**Data provided**:
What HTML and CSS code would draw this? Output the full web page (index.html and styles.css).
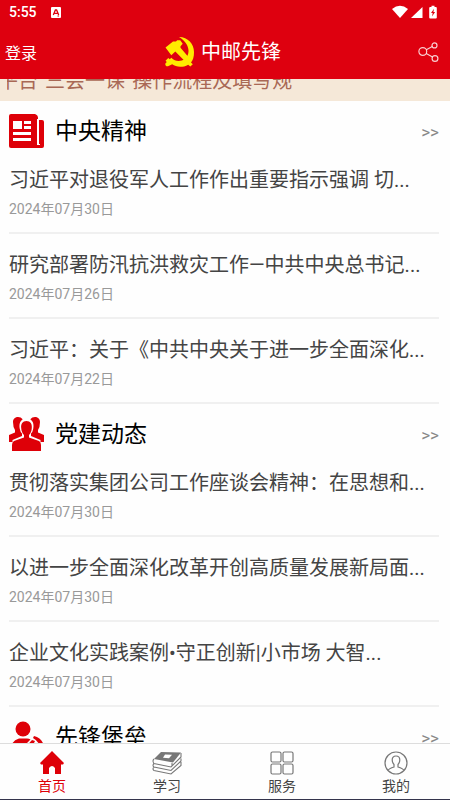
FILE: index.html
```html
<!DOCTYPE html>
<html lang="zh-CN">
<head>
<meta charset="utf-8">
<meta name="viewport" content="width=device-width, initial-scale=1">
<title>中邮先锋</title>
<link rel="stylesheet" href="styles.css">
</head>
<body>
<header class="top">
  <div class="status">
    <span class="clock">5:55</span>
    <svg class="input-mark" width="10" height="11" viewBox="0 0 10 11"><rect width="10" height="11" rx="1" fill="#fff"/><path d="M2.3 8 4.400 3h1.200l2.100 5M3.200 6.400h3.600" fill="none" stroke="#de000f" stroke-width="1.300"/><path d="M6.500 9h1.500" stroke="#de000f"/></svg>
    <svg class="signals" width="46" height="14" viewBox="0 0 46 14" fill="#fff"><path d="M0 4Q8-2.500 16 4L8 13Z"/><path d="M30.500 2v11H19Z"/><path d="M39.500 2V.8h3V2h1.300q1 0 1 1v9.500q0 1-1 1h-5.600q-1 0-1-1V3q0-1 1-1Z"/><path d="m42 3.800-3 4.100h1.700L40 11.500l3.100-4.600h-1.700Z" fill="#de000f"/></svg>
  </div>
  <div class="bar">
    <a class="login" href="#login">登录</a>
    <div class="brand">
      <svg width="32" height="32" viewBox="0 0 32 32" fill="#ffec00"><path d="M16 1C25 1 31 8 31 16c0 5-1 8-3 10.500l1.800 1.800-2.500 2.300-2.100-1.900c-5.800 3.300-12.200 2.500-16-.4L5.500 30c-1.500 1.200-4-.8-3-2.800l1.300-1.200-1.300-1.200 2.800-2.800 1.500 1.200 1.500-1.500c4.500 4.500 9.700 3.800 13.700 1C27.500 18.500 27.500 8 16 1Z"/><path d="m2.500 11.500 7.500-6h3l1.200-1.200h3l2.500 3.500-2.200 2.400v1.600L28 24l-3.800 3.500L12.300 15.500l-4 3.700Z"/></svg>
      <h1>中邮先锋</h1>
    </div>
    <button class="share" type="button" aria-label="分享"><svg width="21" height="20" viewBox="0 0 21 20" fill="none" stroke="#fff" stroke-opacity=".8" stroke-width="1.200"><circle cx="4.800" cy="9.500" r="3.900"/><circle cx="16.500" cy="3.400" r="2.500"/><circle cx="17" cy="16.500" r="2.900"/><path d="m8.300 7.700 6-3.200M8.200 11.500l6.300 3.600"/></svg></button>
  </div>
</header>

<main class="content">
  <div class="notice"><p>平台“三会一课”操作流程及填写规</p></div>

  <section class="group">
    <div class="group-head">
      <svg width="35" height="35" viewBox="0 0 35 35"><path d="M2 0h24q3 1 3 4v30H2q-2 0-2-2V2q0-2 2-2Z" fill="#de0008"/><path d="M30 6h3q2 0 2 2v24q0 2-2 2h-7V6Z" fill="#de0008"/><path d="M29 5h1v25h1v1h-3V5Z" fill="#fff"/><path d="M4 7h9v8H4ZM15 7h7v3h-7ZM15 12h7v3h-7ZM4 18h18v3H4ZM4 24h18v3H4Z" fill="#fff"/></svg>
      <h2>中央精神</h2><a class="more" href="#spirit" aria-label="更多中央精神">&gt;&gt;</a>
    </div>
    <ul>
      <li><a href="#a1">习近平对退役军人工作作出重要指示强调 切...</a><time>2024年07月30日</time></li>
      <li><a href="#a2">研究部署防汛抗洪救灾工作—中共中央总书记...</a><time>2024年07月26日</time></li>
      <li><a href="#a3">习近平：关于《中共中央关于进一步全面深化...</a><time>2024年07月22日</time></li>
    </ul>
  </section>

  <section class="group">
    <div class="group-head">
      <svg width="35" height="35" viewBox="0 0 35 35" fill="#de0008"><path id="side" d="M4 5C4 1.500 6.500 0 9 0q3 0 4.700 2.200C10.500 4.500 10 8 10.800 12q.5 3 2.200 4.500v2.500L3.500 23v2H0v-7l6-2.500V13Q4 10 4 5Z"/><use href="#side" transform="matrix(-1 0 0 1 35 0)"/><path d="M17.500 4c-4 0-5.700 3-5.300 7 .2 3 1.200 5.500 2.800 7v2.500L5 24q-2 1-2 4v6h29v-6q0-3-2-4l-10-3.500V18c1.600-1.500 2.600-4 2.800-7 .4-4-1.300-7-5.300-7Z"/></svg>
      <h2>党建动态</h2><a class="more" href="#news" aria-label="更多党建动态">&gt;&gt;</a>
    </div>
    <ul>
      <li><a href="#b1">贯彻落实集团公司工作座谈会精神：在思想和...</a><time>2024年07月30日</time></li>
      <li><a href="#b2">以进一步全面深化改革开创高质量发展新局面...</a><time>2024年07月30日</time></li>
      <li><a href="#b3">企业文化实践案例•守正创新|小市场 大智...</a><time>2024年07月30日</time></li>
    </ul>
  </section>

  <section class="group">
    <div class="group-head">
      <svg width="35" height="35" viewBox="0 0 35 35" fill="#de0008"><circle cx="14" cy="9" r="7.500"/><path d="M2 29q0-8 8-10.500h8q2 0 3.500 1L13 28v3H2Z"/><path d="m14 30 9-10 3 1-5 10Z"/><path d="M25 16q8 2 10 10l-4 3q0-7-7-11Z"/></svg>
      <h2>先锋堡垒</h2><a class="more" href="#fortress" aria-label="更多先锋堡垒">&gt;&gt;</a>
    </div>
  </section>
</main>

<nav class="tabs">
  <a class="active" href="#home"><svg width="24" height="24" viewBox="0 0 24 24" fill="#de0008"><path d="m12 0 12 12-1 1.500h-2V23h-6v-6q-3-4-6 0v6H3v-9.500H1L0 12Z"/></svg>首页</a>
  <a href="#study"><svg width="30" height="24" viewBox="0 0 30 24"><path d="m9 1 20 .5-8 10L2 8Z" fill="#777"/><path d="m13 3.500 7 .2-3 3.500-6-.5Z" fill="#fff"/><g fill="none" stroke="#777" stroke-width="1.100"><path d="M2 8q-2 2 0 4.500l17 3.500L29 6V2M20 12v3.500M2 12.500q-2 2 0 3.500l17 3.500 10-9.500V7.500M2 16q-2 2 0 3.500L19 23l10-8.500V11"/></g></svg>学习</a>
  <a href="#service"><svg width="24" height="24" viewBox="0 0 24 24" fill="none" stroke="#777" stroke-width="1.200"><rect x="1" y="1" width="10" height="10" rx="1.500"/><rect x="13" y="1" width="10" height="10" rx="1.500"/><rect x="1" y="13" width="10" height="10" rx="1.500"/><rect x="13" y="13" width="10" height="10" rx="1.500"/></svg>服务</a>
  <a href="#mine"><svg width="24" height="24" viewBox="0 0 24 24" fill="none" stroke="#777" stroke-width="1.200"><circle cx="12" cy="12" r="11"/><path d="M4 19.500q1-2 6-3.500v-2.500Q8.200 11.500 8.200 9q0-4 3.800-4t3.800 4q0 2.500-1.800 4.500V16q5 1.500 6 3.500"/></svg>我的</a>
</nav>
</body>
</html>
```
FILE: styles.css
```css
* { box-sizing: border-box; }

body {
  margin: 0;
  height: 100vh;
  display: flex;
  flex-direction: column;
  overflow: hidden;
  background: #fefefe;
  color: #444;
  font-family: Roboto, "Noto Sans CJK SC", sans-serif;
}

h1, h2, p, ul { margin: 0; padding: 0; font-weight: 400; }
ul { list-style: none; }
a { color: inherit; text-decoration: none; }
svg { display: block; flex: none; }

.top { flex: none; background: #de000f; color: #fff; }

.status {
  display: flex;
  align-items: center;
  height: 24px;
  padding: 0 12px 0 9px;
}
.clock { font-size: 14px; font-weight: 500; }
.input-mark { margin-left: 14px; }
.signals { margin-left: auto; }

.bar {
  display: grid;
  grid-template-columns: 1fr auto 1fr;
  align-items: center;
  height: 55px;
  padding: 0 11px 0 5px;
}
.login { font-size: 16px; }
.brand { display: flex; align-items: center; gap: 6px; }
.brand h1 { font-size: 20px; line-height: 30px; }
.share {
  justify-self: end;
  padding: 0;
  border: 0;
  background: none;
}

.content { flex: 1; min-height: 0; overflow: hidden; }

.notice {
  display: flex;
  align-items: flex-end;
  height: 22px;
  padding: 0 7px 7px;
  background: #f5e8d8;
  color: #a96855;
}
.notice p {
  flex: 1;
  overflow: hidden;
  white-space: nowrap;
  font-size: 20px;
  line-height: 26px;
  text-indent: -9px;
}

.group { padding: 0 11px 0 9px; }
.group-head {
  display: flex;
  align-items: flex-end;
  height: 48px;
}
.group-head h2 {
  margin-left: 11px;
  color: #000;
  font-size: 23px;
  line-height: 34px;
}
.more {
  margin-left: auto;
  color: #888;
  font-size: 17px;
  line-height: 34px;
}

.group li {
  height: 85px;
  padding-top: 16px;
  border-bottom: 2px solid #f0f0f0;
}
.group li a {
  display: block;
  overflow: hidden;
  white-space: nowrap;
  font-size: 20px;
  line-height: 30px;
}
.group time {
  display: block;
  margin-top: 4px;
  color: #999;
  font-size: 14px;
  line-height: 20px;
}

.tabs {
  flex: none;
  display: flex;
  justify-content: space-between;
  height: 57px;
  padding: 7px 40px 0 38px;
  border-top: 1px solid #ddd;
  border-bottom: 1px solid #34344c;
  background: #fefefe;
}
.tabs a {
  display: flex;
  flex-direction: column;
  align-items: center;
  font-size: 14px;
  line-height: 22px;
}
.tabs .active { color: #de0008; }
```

**Task requirements**: In the material above, find each line that contains the word "index", and select it.

**Written reply**:
What HTML and CSS code would draw this? Output the full web page (index.html and styles.css).
FILE: index.html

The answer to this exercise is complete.